Not to disagree or argue with you F.D.(Gee that description covers both of us :D) But I have seen two guns that shot best when the barrel channel in the stock was deliberately scraped oversize after problems were had getting it to group. Of course the underlugs had generous slots too. And yes the fore arm of the stock is or should be thin enough to be flexible enough to make truely free floating a barrel impossible. These guns for some reason needed a loose fit in the barrel channel to make them shoot. I certainly would not build a gun this way my self, but I have seen these two odd balls before and after and the targets speak for them selves. I repeat I certainly would not build a gun this way as these really looked like heck afterward by my standards and would get the gun builder run out of town on a rail for lousy workmanship. Just a report on a unusual pair of guns. BJH
 
Hey, the little "Queen Anne pistol" that Dixie sells has its barrel held in the stock only by the tang bolt :eek:....technically it can be done, but I don't recommend it.

Of course, if you want to go "modern" you can do all kinds of wierd things, and those underhammer guns don't even have to have a fore-end!!! Talk about free floated!
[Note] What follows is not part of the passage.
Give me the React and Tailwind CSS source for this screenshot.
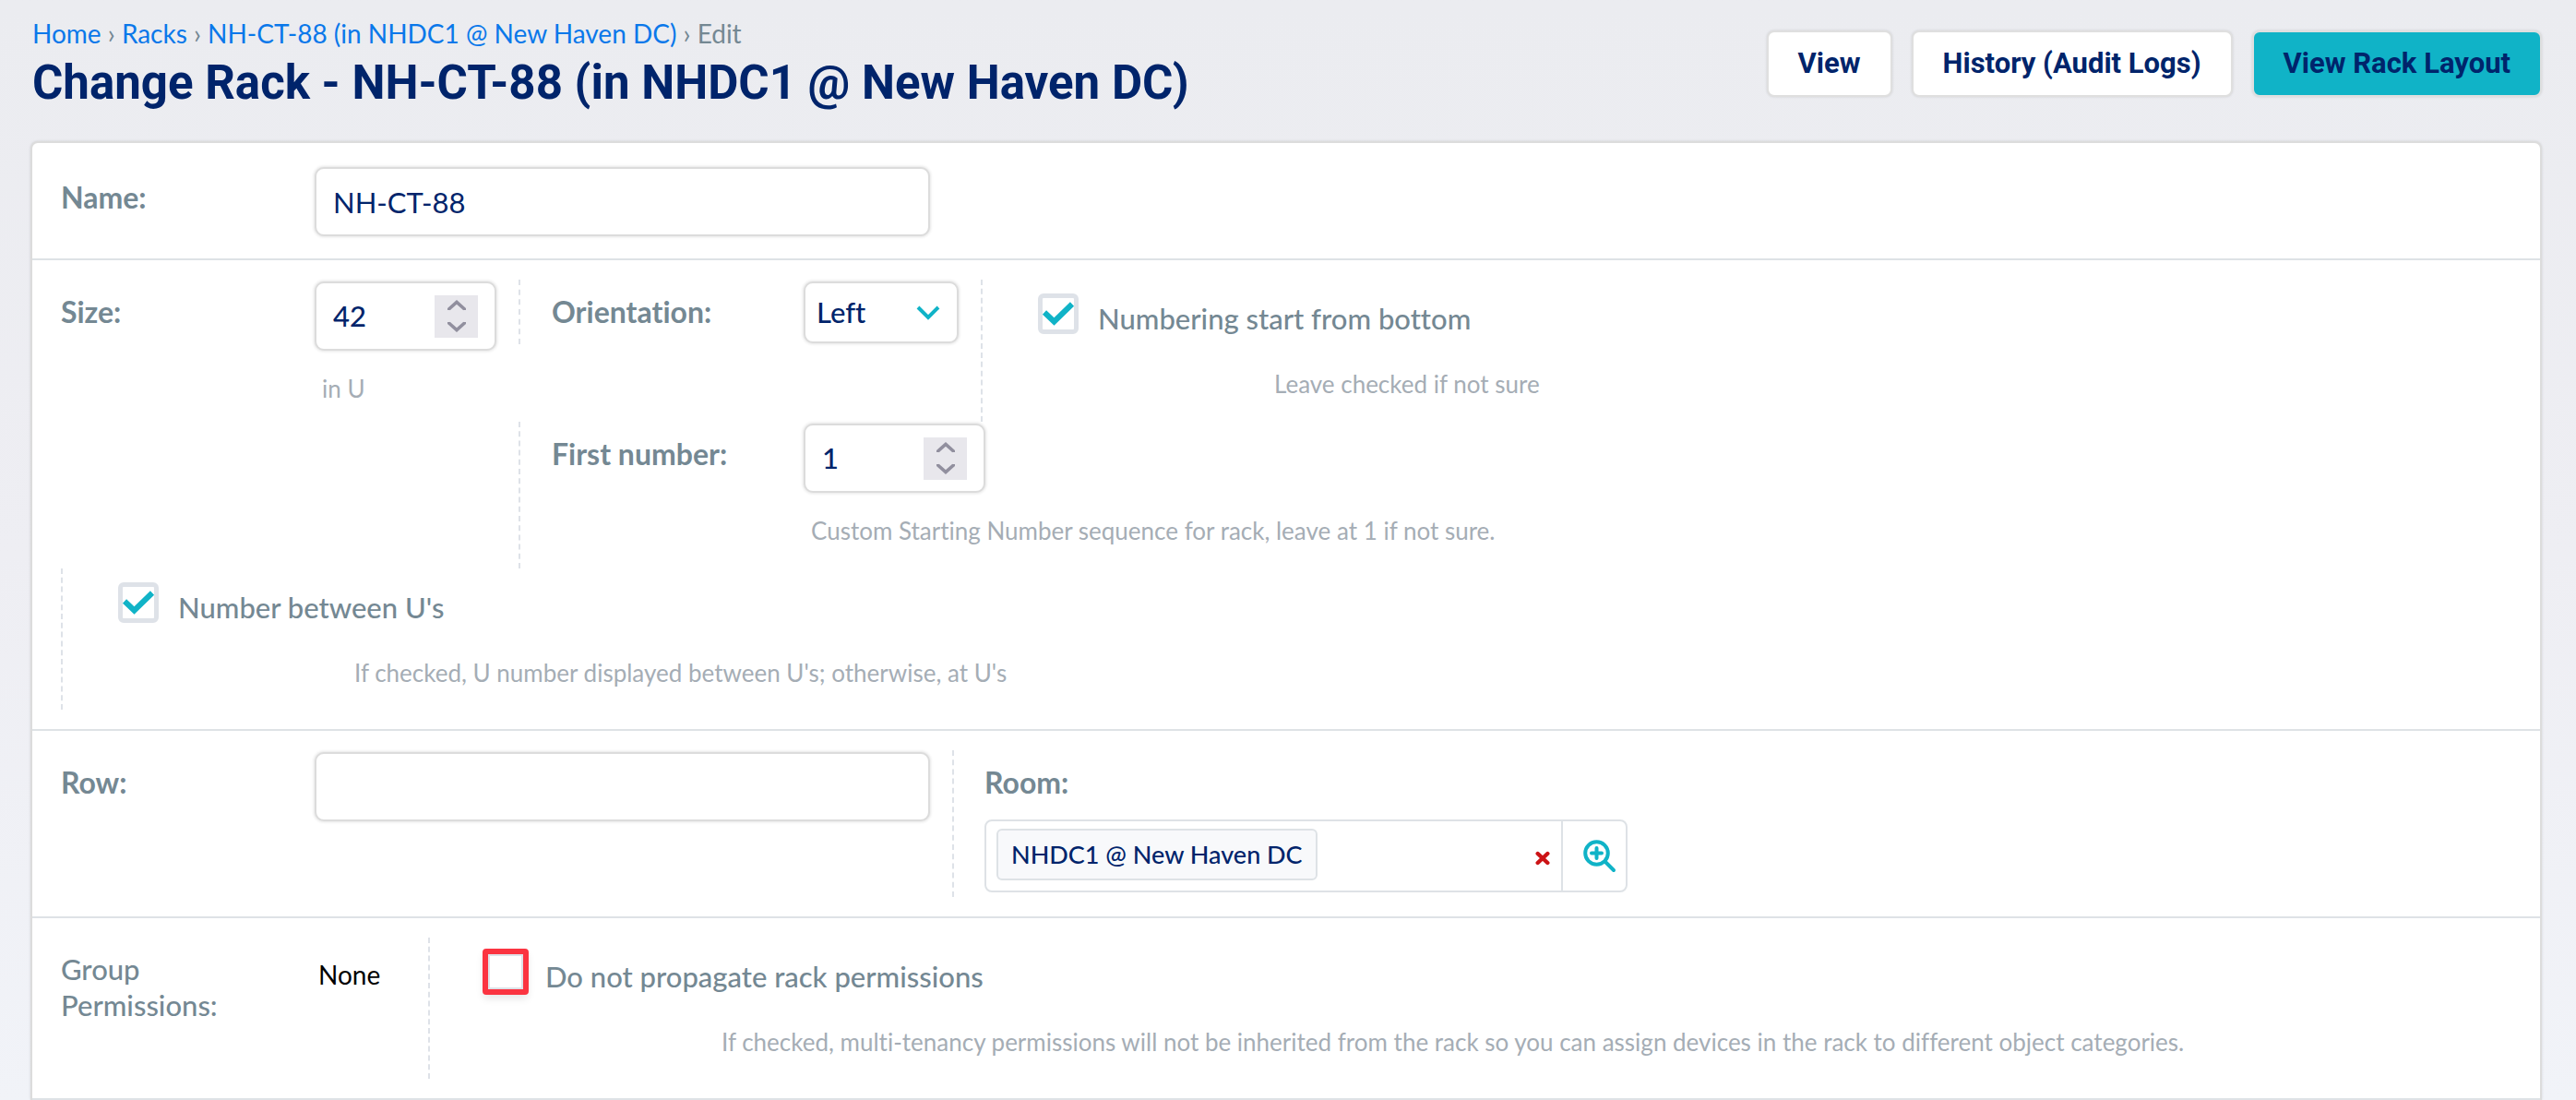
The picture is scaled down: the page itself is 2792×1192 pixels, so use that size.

When people meet me they sometimes say "hey, you're not fat"...o.k., how 'bout "the slightly overweight Dutchman"...nah, doesn't have the same ring to it...
 
tat:
I have never free-floated a barrel but I glass bed the barrel. I think that they shoot better when they are glass beded.
Olie :imo:
 
My barrels ALWAYS shoot better when I keep my own score! :crackup:. I too agree that"free floating" a barrel would be a waste of time. There may have been other factors at work in having the fire arms shoot better. I've found that glass bedding works if your really having a time of it getting acceptable groups. Again, keep your own score, you'll always win! :haha:
 
I'm no gunsmith but wasn't free floating barrels done to overcome the interferencce of the stock with the "harmonics" of the barrel in modern guns with whispy thin barrels? A muzzleloader has a substantially thicker barrel so I don't think harmonics would affect it as much.